Exercise details
Print the listing below exactly.

>> BEGIN Information supplied

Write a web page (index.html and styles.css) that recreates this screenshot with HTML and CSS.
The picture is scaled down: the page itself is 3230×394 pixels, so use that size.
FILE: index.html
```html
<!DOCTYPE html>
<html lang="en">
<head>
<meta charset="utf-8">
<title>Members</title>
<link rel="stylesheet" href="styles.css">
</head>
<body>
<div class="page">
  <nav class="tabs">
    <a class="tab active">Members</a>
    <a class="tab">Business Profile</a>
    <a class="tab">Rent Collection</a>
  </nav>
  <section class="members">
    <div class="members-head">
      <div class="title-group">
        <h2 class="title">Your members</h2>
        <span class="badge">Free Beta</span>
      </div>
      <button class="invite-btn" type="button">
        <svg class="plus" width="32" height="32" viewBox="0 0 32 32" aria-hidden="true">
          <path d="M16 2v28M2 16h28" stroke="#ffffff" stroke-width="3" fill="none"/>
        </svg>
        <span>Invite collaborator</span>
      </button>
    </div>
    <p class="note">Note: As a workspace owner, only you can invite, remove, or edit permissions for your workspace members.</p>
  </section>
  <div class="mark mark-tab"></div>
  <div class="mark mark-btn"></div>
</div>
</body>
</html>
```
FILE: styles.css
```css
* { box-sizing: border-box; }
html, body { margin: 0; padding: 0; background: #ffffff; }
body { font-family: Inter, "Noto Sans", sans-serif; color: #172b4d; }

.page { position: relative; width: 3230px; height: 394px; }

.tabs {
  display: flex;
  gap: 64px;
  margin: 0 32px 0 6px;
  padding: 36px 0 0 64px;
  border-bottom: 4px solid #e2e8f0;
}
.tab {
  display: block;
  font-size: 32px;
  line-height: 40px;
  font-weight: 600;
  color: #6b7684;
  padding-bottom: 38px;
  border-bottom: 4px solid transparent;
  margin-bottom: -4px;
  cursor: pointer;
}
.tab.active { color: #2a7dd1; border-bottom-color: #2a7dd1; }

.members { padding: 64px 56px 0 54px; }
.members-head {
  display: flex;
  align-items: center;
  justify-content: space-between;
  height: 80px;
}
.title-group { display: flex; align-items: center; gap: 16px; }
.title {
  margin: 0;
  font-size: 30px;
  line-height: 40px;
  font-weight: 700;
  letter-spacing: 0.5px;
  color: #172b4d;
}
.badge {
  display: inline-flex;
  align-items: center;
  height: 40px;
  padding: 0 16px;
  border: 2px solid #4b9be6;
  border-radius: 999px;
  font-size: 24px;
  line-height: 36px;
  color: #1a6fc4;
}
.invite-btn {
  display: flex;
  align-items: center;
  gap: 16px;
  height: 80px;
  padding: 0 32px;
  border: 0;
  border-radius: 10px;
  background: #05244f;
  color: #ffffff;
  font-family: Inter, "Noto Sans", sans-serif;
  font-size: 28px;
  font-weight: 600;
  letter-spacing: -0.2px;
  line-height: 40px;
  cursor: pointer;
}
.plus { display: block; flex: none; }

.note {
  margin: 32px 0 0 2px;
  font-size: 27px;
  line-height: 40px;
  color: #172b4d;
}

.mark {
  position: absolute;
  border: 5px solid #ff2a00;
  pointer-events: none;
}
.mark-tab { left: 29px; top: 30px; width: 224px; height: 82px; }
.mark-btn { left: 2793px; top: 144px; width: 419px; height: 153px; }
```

>> END Information supplied

Complete output
Write a web page (index.html and styles.css) that recreates this screenshot with HTML and CSS.
The picture is scaled down: the page itself is 3230×394 pixels, so use that size.
FILE: index.html
```html
<!DOCTYPE html>
<html lang="en">
<head>
<meta charset="utf-8">
<title>Members</title>
<link rel="stylesheet" href="styles.css">
</head>
<body>
<div class="page">
  <nav class="tabs">
    <a class="tab active">Members</a>
    <a class="tab">Business Profile</a>
    <a class="tab">Rent Collection</a>
  </nav>
  <section class="members">
    <div class="members-head">
      <div class="title-group">
        <h2 class="title">Your members</h2>
        <span class="badge">Free Beta</span>
      </div>
      <button class="invite-btn" type="button">
        <svg class="plus" width="32" height="32" viewBox="0 0 32 32" aria-hidden="true">
          <path d="M16 2v28M2 16h28" stroke="#ffffff" stroke-width="3" fill="none"/>
        </svg>
        <span>Invite collaborator</span>
      </button>
    </div>
    <p class="note">Note: As a workspace owner, only you can invite, remove, or edit permissions for your workspace members.</p>
  </section>
  <div class="mark mark-tab"></div>
  <div class="mark mark-btn"></div>
</div>
</body>
</html>
```
FILE: styles.css
```css
* { box-sizing: border-box; }
html, body { margin: 0; padding: 0; background: #ffffff; }
body { font-family: Inter, "Noto Sans", sans-serif; color: #172b4d; }

.page { position: relative; width: 3230px; height: 394px; }

.tabs {
  display: flex;
  gap: 64px;
  margin: 0 32px 0 6px;
  padding: 36px 0 0 64px;
  border-bottom: 4px solid #e2e8f0;
}
.tab {
  display: block;
  font-size: 32px;
  line-height: 40px;
  font-weight: 600;
  color: #6b7684;
  padding-bottom: 38px;
  border-bottom: 4px solid transparent;
  margin-bottom: -4px;
  cursor: pointer;
}
.tab.active { color: #2a7dd1; border-bottom-color: #2a7dd1; }

.members { padding: 64px 56px 0 54px; }
.members-head {
  display: flex;
  align-items: center;
  justify-content: space-between;
  height: 80px;
}
.title-group { display: flex; align-items: center; gap: 16px; }
.title {
  margin: 0;
  font-size: 30px;
  line-height: 40px;
  font-weight: 700;
  letter-spacing: 0.5px;
  color: #172b4d;
}
.badge {
  display: inline-flex;
  align-items: center;
  height: 40px;
  padding: 0 16px;
  border: 2px solid #4b9be6;
  border-radius: 999px;
  font-size: 24px;
  line-height: 36px;
  color: #1a6fc4;
}
.invite-btn {
  display: flex;
  align-items: center;
  gap: 16px;
  height: 80px;
  padding: 0 32px;
  border: 0;
  border-radius: 10px;
  background: #05244f;
  color: #ffffff;
  font-family: Inter, "Noto Sans", sans-serif;
  font-size: 28px;
  font-weight: 600;
  letter-spacing: -0.2px;
  line-height: 40px;
  cursor: pointer;
}
.plus { display: block; flex: none; }

.note {
  margin: 32px 0 0 2px;
  font-size: 27px;
  line-height: 40px;
  color: #172b4d;
}

.mark {
  position: absolute;
  border: 5px solid #ff2a00;
  pointer-events: none;
}
.mark-tab { left: 29px; top: 30px; width: 224px; height: 82px; }
.mark-btn { left: 2793px; top: 144px; width: 419px; height: 153px; }
```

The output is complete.